Think about what that means. Serbia was cornered, outmatched militarily, and given less than two days. And it still managed to look cooperative to the entire world while conceding nothing essential. That’s not luck. That’s craft.

Of course, and this matters, the ultimatum was never really about getting a “yes.” Austria-Hungary had already decided on war. Historian Thomas Otte notes that no answer, however conciliatory, would have been enough for Vienna. Serbia’s reply didn’t stop the war. Austria-Hungary declared war on Serbia five days later, on 28 July 1914, and the continent fell like dominoes from there. But the reply still won something that mattered: it kept Serbia’s name clean in the eyes of the world, and it showed that Russia, Britain, and even Germany’s own Kaiser saw Serbia as the reasonable party.


What This Teaches Us - Not Just “What,” But “How”


It’s easy to say “Serbia accepted the demands.” The real lesson is how it accepted them:

Acknowledge before you argue. Serbia opened by condemning the crime itself, disarming some of the hostility before negotiating anything.

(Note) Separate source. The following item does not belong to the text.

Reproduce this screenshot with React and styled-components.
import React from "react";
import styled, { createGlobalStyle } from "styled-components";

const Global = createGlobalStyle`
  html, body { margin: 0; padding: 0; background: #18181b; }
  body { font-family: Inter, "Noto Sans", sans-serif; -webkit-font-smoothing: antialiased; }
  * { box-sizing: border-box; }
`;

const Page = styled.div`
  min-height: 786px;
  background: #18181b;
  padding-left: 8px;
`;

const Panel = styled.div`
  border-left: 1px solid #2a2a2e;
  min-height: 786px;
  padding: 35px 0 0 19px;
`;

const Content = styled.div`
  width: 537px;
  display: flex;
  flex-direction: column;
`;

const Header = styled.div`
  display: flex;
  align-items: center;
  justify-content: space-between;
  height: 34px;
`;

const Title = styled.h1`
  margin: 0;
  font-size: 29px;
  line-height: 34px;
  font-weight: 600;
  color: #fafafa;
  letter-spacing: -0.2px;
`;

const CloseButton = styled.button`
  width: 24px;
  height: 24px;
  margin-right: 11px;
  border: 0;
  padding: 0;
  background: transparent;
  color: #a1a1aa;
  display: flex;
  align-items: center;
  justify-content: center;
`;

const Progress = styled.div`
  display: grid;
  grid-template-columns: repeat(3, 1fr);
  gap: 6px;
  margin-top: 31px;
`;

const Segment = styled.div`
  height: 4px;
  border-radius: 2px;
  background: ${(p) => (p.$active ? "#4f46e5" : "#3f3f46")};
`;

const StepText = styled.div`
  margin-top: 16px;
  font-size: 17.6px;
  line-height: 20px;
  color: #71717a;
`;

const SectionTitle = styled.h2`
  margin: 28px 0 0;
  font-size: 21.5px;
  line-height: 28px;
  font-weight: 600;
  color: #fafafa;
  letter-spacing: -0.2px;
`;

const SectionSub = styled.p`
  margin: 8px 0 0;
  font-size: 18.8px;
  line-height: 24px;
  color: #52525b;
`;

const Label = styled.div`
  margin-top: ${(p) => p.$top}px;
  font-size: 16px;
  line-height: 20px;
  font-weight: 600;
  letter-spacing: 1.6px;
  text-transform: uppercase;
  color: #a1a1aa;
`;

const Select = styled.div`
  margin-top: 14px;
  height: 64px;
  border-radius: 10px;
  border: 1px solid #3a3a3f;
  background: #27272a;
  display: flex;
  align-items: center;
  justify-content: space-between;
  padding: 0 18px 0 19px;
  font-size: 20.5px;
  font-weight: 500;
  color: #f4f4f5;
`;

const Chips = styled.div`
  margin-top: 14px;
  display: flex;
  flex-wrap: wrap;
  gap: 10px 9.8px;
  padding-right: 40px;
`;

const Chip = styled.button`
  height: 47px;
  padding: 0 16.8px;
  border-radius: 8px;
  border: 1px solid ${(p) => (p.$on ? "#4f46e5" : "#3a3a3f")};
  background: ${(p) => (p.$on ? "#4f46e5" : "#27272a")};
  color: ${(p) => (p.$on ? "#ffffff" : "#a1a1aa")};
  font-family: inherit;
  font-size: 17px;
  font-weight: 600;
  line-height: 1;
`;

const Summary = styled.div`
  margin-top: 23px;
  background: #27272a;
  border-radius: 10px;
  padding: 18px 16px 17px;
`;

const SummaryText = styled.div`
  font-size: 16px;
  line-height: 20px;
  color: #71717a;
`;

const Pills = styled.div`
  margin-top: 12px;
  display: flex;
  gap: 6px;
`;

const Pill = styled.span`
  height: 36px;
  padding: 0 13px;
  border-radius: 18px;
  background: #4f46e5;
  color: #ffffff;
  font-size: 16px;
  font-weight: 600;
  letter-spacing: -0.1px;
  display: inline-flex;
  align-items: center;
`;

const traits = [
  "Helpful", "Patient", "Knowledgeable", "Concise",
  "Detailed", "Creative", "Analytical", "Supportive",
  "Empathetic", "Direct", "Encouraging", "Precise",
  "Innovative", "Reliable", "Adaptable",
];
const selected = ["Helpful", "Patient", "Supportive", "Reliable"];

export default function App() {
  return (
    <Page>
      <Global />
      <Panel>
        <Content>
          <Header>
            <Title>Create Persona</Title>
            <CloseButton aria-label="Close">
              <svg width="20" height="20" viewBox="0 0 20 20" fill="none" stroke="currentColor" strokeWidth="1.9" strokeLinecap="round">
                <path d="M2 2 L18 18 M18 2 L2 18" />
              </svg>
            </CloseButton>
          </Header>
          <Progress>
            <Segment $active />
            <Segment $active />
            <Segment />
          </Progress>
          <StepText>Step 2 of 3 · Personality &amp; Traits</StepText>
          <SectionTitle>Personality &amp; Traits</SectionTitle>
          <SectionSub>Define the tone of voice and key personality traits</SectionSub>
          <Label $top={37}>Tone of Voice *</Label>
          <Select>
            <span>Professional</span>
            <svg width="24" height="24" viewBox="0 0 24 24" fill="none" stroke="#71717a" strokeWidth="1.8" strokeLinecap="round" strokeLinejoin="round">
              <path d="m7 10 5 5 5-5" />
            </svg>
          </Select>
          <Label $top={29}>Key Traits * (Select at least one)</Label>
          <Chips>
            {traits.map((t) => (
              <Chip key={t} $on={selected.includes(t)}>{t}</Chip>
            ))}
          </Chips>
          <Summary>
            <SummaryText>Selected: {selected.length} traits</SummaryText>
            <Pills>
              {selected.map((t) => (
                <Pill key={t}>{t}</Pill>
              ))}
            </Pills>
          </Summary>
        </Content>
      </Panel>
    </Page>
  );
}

Say yes to the letter, not the spirit, when you must. Agree to cooperate, but define cooperation on your own legal terms, not theirs.

Act, don’t just promise. Arresting Tankosić before the ink was even dry did more for Serbia’s credibility than any paragraph could.

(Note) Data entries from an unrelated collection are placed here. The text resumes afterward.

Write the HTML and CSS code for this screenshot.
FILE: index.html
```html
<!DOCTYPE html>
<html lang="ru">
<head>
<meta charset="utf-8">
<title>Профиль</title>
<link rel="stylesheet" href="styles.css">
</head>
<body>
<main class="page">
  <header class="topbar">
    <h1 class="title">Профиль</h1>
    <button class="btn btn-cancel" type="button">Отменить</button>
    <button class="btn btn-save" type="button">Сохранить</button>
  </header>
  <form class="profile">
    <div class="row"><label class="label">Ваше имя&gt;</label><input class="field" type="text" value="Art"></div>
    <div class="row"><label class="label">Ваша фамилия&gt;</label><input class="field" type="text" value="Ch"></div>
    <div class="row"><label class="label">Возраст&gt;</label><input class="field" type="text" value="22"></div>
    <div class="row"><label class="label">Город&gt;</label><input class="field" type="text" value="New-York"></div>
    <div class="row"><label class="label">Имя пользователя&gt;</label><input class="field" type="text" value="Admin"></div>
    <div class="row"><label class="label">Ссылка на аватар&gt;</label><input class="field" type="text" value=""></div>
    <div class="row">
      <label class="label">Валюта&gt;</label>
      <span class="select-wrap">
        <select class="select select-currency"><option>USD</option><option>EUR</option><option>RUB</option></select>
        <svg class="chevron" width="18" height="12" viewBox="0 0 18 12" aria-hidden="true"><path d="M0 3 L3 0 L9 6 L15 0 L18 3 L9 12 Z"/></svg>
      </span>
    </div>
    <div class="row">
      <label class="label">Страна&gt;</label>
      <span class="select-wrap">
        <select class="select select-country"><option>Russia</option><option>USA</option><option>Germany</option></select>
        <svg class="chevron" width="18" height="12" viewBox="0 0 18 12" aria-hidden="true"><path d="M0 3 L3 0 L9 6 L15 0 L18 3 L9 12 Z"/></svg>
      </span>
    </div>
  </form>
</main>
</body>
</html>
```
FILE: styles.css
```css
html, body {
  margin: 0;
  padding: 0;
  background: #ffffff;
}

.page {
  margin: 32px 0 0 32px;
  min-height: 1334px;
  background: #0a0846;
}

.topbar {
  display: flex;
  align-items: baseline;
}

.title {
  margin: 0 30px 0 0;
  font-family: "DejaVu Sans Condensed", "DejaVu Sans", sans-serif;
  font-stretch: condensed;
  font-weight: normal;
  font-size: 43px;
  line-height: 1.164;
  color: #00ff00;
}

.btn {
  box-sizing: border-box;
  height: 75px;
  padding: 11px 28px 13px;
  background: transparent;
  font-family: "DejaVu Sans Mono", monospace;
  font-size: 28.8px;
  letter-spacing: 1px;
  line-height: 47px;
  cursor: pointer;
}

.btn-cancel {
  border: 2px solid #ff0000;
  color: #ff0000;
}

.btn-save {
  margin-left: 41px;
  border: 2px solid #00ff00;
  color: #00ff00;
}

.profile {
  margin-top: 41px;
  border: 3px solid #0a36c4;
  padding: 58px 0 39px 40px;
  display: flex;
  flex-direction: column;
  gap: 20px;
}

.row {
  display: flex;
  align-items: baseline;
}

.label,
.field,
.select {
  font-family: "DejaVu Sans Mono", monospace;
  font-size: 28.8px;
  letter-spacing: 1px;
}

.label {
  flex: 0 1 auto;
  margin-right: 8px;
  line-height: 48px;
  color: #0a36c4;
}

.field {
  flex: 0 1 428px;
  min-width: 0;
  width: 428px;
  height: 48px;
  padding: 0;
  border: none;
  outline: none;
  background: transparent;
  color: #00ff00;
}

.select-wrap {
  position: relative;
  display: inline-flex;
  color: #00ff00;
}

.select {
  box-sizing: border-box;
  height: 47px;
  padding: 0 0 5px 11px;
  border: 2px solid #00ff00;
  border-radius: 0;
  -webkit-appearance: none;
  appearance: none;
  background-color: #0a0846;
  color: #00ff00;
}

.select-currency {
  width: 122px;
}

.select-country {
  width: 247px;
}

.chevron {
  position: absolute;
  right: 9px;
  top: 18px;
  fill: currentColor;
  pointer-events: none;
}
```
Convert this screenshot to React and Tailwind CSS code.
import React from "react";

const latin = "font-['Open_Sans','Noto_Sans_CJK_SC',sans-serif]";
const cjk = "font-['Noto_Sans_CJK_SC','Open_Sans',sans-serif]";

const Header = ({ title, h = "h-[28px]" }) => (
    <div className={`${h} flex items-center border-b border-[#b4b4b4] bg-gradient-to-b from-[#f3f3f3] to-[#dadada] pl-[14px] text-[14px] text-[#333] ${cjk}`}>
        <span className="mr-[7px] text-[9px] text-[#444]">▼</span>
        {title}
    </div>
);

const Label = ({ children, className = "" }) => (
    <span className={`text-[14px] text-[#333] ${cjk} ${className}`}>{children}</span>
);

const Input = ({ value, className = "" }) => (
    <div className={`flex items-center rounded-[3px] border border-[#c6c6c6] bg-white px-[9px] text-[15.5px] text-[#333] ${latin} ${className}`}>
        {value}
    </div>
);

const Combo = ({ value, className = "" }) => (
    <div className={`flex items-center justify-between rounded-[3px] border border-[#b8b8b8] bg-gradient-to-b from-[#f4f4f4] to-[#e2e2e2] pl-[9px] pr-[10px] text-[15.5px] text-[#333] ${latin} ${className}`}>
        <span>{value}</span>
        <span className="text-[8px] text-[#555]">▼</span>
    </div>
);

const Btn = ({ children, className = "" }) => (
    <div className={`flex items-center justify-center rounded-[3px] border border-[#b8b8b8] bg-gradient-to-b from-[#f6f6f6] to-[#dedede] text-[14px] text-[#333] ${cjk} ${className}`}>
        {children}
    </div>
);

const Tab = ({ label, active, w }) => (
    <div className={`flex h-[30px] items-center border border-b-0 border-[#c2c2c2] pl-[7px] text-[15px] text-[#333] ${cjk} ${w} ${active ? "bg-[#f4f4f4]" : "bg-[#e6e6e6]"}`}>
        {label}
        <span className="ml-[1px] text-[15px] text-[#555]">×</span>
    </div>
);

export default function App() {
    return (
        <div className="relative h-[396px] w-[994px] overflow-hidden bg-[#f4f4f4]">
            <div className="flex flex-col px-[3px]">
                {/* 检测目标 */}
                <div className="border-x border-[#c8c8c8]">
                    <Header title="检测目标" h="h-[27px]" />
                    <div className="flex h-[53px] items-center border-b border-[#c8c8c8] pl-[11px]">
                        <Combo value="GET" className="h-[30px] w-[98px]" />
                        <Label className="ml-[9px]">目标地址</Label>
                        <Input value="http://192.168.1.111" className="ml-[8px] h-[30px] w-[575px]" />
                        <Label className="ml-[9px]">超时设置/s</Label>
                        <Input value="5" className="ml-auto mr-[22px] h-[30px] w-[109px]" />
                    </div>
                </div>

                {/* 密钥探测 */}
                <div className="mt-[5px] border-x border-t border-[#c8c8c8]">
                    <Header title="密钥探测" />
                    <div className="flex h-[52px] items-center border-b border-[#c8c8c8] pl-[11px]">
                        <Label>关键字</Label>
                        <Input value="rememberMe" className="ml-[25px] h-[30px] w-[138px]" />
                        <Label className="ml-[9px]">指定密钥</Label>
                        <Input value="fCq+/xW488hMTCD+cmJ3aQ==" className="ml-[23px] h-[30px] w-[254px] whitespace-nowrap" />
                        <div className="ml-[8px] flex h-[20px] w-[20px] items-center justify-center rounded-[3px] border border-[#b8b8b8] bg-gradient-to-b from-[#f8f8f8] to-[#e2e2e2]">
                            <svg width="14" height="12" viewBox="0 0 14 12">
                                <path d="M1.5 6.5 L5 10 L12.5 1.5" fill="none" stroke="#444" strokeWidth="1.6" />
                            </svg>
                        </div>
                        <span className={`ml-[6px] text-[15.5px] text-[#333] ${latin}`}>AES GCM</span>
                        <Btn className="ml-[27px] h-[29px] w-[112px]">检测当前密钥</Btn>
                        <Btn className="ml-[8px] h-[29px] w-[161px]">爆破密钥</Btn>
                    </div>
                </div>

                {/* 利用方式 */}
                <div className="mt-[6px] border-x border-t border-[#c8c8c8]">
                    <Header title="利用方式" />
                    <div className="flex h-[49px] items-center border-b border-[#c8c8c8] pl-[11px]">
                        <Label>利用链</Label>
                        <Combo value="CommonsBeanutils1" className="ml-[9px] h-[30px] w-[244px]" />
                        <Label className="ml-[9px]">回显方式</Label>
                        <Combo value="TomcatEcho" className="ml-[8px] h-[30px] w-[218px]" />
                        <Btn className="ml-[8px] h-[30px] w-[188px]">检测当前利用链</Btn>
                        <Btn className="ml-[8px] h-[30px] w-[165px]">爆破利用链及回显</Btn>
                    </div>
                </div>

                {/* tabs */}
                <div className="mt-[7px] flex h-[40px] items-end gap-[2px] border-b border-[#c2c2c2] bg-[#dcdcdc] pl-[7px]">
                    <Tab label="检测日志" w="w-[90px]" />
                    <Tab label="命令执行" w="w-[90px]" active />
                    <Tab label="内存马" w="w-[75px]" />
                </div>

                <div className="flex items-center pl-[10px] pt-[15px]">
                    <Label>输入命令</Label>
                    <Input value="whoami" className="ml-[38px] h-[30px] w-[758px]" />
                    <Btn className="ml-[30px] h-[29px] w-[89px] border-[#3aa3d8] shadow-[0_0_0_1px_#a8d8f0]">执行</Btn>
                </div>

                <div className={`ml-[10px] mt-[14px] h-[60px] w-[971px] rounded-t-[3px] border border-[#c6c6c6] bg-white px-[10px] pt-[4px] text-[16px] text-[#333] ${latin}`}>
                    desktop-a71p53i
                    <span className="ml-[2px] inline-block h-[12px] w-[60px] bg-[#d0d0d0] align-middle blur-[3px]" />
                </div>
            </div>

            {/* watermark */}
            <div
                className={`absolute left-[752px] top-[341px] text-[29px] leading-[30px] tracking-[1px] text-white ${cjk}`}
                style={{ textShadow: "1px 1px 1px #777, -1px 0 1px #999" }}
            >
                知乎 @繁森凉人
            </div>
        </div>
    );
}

Always leave a peaceful door open. Offering The Hague wasn’t naive, it was a way of publicly proving you wanted a way out.

Composure is itself a form of strength. A calm, unified, well-drafted answer under an impossible deadline reassures onlookers even when it can’t change the outcome.


None of this saved the peace in 1914, the war came regardless. But it’s exactly why the episode still gets studied over a century later: sometimes the point of a reply isn’t to win the argument. It’s to make sure that, whatever happens next, everyone watching knows exactly who was trying to avoid it.